At 5pm shops and bars reopen and the streets come to life again. I visit friends and relatives, meet for gelato, shop, or find somewhere to sit with my sketchbook. I also love to walk to La Cupa, the olive grove that used to belong to my Nonno to pick plums, figs and pears. I usually need to stop at one of the bars to use wifi, although as I explained in Chiuso per Ferie in August, this can end up seeming quite antisocial.
Sundays, I sleep in, unless going on a daytrip. I love to have cappuccino and a cornetto crema di pistacchio before 11:00 Mass in the ancient Grotta di San Michele Arcangelo. At least one Sunday, I look forward to a barbecue at La Cupa with my extended family.
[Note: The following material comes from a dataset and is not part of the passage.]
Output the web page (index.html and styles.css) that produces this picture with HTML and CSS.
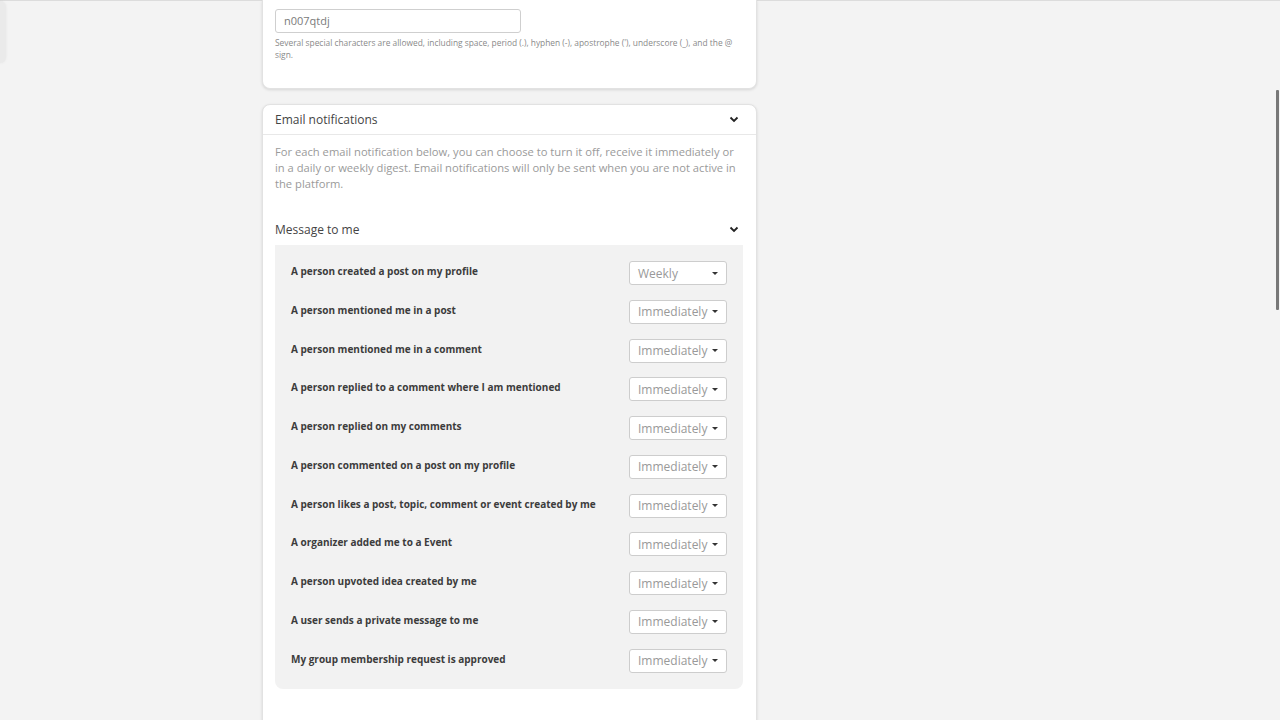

After 9pm, it is time for the evening passeggiata, walking up and down ‘il Corso’ and socializing. There are pizzerie and bars with outdoor seating along il Corso. On summer evenings, there are often concerts or special events.My favourite part of the passeggiata is walking all the way to the top of the Corso, past where the houses stop, then the streetlights stop. It is buio (BOO•yoh) -dark, you can hear grille (GREEL•leh)-crickets, and see the stars. On clear, windless nights, lucciole (looch•CHEEOH•leh)-fireflies make the night absolutely magical. There is usually a stop for a drink at an outdoor table before ending up back at home…never before midnight though! Buonanotte, Cristina.